To do -
Write out the whole listing again, exactly as given.

Dataset section -
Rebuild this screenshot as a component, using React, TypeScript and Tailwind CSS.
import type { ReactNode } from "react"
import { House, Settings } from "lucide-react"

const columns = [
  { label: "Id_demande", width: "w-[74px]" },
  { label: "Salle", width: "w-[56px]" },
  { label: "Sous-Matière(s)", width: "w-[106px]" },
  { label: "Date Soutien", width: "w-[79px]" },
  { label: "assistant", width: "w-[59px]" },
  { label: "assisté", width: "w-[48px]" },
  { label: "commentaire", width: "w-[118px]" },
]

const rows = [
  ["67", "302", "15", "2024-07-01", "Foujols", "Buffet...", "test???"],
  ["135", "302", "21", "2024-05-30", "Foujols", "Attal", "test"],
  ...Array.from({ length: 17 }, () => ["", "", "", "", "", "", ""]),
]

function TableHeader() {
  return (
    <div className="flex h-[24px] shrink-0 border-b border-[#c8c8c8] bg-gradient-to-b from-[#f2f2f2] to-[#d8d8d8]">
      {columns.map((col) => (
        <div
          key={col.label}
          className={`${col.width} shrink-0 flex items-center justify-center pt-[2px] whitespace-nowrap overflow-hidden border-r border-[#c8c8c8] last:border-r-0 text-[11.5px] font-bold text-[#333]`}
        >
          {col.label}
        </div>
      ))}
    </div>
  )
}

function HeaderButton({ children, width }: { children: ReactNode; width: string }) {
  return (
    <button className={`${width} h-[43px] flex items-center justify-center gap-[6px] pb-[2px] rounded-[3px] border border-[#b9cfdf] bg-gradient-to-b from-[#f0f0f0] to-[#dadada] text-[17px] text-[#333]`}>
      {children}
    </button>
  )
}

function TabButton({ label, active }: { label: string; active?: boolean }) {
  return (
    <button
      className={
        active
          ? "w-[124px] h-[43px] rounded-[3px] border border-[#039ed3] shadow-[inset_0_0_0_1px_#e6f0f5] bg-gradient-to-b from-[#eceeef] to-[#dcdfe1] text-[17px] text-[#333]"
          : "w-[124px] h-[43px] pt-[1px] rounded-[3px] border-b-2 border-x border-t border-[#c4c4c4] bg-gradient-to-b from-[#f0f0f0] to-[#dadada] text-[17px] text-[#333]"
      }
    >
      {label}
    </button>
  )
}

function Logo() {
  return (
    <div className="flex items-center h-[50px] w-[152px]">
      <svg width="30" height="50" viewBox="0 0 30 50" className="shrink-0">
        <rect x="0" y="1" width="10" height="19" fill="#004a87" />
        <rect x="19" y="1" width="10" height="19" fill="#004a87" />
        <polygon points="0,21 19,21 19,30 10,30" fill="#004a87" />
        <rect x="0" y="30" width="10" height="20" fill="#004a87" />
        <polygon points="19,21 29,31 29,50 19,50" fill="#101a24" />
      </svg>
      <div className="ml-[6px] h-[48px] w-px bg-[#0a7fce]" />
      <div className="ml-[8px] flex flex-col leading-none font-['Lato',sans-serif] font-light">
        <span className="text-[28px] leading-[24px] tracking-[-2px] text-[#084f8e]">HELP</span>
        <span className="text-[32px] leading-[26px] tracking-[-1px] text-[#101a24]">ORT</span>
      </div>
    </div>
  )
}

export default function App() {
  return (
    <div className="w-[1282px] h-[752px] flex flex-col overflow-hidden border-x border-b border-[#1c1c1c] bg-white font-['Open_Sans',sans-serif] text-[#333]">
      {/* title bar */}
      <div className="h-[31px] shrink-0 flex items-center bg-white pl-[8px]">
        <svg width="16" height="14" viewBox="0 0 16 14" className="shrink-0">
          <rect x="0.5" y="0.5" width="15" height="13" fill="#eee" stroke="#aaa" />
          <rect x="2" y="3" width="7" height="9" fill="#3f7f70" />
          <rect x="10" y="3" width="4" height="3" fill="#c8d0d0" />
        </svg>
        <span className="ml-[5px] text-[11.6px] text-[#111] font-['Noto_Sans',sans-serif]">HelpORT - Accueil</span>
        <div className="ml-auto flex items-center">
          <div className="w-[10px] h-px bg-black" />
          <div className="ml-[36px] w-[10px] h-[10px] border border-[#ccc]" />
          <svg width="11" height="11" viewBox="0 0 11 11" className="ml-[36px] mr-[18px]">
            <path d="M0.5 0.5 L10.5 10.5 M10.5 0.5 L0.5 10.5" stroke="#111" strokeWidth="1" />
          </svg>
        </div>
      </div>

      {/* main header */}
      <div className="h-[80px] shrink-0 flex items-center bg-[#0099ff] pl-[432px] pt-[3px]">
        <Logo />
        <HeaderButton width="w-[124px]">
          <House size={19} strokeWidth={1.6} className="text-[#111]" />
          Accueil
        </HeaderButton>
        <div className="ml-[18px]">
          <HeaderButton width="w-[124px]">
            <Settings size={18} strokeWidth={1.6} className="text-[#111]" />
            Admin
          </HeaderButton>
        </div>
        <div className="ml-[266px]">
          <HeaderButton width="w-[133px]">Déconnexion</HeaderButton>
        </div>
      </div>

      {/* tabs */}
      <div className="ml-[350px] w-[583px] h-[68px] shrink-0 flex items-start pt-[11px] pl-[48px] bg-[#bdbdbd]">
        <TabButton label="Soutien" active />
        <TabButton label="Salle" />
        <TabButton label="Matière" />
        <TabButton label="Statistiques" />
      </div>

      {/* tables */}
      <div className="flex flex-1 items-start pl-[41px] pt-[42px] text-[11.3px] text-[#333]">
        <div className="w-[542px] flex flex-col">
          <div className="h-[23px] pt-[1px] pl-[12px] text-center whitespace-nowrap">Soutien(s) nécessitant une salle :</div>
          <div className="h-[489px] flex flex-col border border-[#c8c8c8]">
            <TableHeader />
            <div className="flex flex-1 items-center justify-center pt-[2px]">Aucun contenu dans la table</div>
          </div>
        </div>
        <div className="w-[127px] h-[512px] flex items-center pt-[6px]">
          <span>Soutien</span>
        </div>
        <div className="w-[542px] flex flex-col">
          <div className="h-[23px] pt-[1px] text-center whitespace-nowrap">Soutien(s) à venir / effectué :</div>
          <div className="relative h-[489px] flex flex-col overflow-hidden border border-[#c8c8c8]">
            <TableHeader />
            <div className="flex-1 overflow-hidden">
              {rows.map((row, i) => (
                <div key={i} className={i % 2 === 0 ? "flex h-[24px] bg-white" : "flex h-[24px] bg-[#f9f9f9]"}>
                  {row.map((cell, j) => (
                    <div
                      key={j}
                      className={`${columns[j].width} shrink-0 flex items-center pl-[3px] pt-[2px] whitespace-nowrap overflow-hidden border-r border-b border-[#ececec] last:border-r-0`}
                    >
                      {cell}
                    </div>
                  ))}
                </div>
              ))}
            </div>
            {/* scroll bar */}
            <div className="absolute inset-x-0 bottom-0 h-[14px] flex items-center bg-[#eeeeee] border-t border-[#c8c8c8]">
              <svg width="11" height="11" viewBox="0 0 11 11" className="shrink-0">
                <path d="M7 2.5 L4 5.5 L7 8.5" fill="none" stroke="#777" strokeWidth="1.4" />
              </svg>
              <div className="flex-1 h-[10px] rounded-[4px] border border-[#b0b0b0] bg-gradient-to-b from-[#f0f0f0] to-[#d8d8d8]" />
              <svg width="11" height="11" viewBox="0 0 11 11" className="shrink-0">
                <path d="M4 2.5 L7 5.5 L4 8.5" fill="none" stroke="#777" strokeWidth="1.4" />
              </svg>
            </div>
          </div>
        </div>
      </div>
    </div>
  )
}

Solution to this task -
Rebuild this screenshot as a component, using React, TypeScript and Tailwind CSS.
import type { ReactNode } from "react"
import { House, Settings } from "lucide-react"

const columns = [
  { label: "Id_demande", width: "w-[74px]" },
  { label: "Salle", width: "w-[56px]" },
  { label: "Sous-Matière(s)", width: "w-[106px]" },
  { label: "Date Soutien", width: "w-[79px]" },
  { label: "assistant", width: "w-[59px]" },
  { label: "assisté", width: "w-[48px]" },
  { label: "commentaire", width: "w-[118px]" },
]

const rows = [
  ["67", "302", "15", "2024-07-01", "Foujols", "Buffet...", "test???"],
  ["135", "302", "21", "2024-05-30", "Foujols", "Attal", "test"],
  ...Array.from({ length: 17 }, () => ["", "", "", "", "", "", ""]),
]

function TableHeader() {
  return (
    <div className="flex h-[24px] shrink-0 border-b border-[#c8c8c8] bg-gradient-to-b from-[#f2f2f2] to-[#d8d8d8]">
      {columns.map((col) => (
        <div
          key={col.label}
          className={`${col.width} shrink-0 flex items-center justify-center pt-[2px] whitespace-nowrap overflow-hidden border-r border-[#c8c8c8] last:border-r-0 text-[11.5px] font-bold text-[#333]`}
        >
          {col.label}
        </div>
      ))}
    </div>
  )
}

function HeaderButton({ children, width }: { children: ReactNode; width: string }) {
  return (
    <button className={`${width} h-[43px] flex items-center justify-center gap-[6px] pb-[2px] rounded-[3px] border border-[#b9cfdf] bg-gradient-to-b from-[#f0f0f0] to-[#dadada] text-[17px] text-[#333]`}>
      {children}
    </button>
  )
}

function TabButton({ label, active }: { label: string; active?: boolean }) {
  return (
    <button
      className={
        active
          ? "w-[124px] h-[43px] rounded-[3px] border border-[#039ed3] shadow-[inset_0_0_0_1px_#e6f0f5] bg-gradient-to-b from-[#eceeef] to-[#dcdfe1] text-[17px] text-[#333]"
          : "w-[124px] h-[43px] pt-[1px] rounded-[3px] border-b-2 border-x border-t border-[#c4c4c4] bg-gradient-to-b from-[#f0f0f0] to-[#dadada] text-[17px] text-[#333]"
      }
    >
      {label}
    </button>
  )
}

function Logo() {
  return (
    <div className="flex items-center h-[50px] w-[152px]">
      <svg width="30" height="50" viewBox="0 0 30 50" className="shrink-0">
        <rect x="0" y="1" width="10" height="19" fill="#004a87" />
        <rect x="19" y="1" width="10" height="19" fill="#004a87" />
        <polygon points="0,21 19,21 19,30 10,30" fill="#004a87" />
        <rect x="0" y="30" width="10" height="20" fill="#004a87" />
        <polygon points="19,21 29,31 29,50 19,50" fill="#101a24" />
      </svg>
      <div className="ml-[6px] h-[48px] w-px bg-[#0a7fce]" />
      <div className="ml-[8px] flex flex-col leading-none font-['Lato',sans-serif] font-light">
        <span className="text-[28px] leading-[24px] tracking-[-2px] text-[#084f8e]">HELP</span>
        <span className="text-[32px] leading-[26px] tracking-[-1px] text-[#101a24]">ORT</span>
      </div>
    </div>
  )
}

export default function App() {
  return (
    <div className="w-[1282px] h-[752px] flex flex-col overflow-hidden border-x border-b border-[#1c1c1c] bg-white font-['Open_Sans',sans-serif] text-[#333]">
      {/* title bar */}
      <div className="h-[31px] shrink-0 flex items-center bg-white pl-[8px]">
        <svg width="16" height="14" viewBox="0 0 16 14" className="shrink-0">
          <rect x="0.5" y="0.5" width="15" height="13" fill="#eee" stroke="#aaa" />
          <rect x="2" y="3" width="7" height="9" fill="#3f7f70" />
          <rect x="10" y="3" width="4" height="3" fill="#c8d0d0" />
        </svg>
        <span className="ml-[5px] text-[11.6px] text-[#111] font-['Noto_Sans',sans-serif]">HelpORT - Accueil</span>
        <div className="ml-auto flex items-center">
          <div className="w-[10px] h-px bg-black" />
          <div className="ml-[36px] w-[10px] h-[10px] border border-[#ccc]" />
          <svg width="11" height="11" viewBox="0 0 11 11" className="ml-[36px] mr-[18px]">
            <path d="M0.5 0.5 L10.5 10.5 M10.5 0.5 L0.5 10.5" stroke="#111" strokeWidth="1" />
          </svg>
        </div>
      </div>

      {/* main header */}
      <div className="h-[80px] shrink-0 flex items-center bg-[#0099ff] pl-[432px] pt-[3px]">
        <Logo />
        <HeaderButton width="w-[124px]">
          <House size={19} strokeWidth={1.6} className="text-[#111]" />
          Accueil
        </HeaderButton>
        <div className="ml-[18px]">
          <HeaderButton width="w-[124px]">
            <Settings size={18} strokeWidth={1.6} className="text-[#111]" />
            Admin
          </HeaderButton>
        </div>
        <div className="ml-[266px]">
          <HeaderButton width="w-[133px]">Déconnexion</HeaderButton>
        </div>
      </div>

      {/* tabs */}
      <div className="ml-[350px] w-[583px] h-[68px] shrink-0 flex items-start pt-[11px] pl-[48px] bg-[#bdbdbd]">
        <TabButton label="Soutien" active />
        <TabButton label="Salle" />
        <TabButton label="Matière" />
        <TabButton label="Statistiques" />
      </div>

      {/* tables */}
      <div className="flex flex-1 items-start pl-[41px] pt-[42px] text-[11.3px] text-[#333]">
        <div className="w-[542px] flex flex-col">
          <div className="h-[23px] pt-[1px] pl-[12px] text-center whitespace-nowrap">Soutien(s) nécessitant une salle :</div>
          <div className="h-[489px] flex flex-col border border-[#c8c8c8]">
            <TableHeader />
            <div className="flex flex-1 items-center justify-center pt-[2px]">Aucun contenu dans la table</div>
          </div>
        </div>
        <div className="w-[127px] h-[512px] flex items-center pt-[6px]">
          <span>Soutien</span>
        </div>
        <div className="w-[542px] flex flex-col">
          <div className="h-[23px] pt-[1px] text-center whitespace-nowrap">Soutien(s) à venir / effectué :</div>
          <div className="relative h-[489px] flex flex-col overflow-hidden border border-[#c8c8c8]">
            <TableHeader />
            <div className="flex-1 overflow-hidden">
              {rows.map((row, i) => (
                <div key={i} className={i % 2 === 0 ? "flex h-[24px] bg-white" : "flex h-[24px] bg-[#f9f9f9]"}>
                  {row.map((cell, j) => (
                    <div
                      key={j}
                      className={`${columns[j].width} shrink-0 flex items-center pl-[3px] pt-[2px] whitespace-nowrap overflow-hidden border-r border-b border-[#ececec] last:border-r-0`}
                    >
                      {cell}
                    </div>
                  ))}
                </div>
              ))}
            </div>
            {/* scroll bar */}
            <div className="absolute inset-x-0 bottom-0 h-[14px] flex items-center bg-[#eeeeee] border-t border-[#c8c8c8]">
              <svg width="11" height="11" viewBox="0 0 11 11" className="shrink-0">
                <path d="M7 2.5 L4 5.5 L7 8.5" fill="none" stroke="#777" strokeWidth="1.4" />
              </svg>
              <div className="flex-1 h-[10px] rounded-[4px] border border-[#b0b0b0] bg-gradient-to-b from-[#f0f0f0] to-[#d8d8d8]" />
              <svg width="11" height="11" viewBox="0 0 11 11" className="shrink-0">
                <path d="M4 2.5 L7 5.5 L4 8.5" fill="none" stroke="#777" strokeWidth="1.4" />
              </svg>
            </div>
          </div>
        </div>
      </div>
    </div>
  )
}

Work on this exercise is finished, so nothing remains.